Task prompt
List the lines of this listing that hold the word "React".

── Raw data

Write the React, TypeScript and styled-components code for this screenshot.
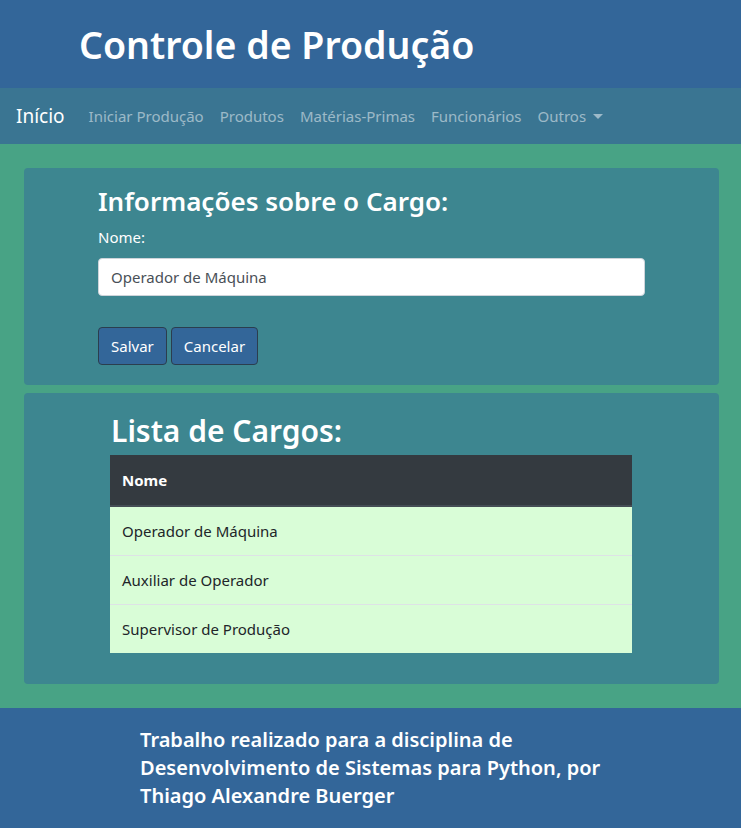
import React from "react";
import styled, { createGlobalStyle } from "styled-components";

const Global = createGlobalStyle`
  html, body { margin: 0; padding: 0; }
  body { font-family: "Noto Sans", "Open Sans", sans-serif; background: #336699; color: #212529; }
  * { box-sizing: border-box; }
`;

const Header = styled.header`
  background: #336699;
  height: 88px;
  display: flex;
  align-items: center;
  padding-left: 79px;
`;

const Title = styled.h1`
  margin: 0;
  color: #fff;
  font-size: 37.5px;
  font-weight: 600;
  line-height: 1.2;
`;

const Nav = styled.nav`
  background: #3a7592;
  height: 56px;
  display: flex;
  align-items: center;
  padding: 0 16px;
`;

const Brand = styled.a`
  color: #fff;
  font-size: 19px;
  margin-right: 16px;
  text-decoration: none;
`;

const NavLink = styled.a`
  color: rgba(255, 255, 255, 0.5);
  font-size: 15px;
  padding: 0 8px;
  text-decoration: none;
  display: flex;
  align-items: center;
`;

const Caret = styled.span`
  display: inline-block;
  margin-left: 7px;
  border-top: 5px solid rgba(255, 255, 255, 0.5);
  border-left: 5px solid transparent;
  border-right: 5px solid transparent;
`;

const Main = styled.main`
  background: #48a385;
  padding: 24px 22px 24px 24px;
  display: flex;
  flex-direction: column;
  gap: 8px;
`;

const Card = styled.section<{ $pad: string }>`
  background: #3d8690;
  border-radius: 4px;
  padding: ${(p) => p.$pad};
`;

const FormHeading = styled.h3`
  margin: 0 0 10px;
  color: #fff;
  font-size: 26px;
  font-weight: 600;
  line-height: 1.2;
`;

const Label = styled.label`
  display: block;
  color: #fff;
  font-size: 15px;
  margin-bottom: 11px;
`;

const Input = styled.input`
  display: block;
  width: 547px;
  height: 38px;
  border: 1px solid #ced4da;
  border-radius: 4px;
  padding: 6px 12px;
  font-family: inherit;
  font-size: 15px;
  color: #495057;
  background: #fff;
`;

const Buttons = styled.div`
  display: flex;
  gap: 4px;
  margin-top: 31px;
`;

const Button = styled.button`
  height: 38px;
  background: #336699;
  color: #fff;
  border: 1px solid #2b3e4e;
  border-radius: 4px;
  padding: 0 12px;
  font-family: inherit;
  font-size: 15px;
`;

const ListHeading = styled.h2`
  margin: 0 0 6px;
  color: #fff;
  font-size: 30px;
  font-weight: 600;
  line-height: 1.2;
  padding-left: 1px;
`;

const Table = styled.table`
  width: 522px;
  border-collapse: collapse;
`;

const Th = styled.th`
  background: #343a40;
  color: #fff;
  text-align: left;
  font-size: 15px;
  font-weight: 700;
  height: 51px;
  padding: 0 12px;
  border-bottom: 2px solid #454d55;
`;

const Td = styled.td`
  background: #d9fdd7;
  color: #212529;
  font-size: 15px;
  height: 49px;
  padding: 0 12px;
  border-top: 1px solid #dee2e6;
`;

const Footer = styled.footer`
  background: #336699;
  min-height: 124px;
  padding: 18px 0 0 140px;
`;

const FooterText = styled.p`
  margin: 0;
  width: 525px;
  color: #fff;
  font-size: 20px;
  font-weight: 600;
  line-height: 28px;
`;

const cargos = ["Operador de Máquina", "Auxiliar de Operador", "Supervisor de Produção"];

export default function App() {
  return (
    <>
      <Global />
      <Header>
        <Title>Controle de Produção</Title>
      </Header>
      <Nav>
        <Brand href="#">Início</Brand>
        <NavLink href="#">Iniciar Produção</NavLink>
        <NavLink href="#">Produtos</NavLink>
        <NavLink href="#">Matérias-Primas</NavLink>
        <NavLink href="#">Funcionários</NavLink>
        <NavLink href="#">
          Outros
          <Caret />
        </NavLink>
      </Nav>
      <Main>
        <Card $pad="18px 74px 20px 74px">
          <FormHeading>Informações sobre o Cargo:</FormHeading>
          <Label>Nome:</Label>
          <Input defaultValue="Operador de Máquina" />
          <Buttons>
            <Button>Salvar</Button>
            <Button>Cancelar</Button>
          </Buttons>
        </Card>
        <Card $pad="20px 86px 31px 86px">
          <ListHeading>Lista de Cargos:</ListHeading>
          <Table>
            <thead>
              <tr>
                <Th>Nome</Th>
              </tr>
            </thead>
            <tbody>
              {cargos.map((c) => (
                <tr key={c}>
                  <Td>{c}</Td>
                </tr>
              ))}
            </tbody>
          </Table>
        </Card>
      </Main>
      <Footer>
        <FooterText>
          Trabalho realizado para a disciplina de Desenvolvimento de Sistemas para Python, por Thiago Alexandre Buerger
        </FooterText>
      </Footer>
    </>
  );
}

────

Answer to this exercise
Write the React, TypeScript and styled-components code for this screenshot.
import React from "react";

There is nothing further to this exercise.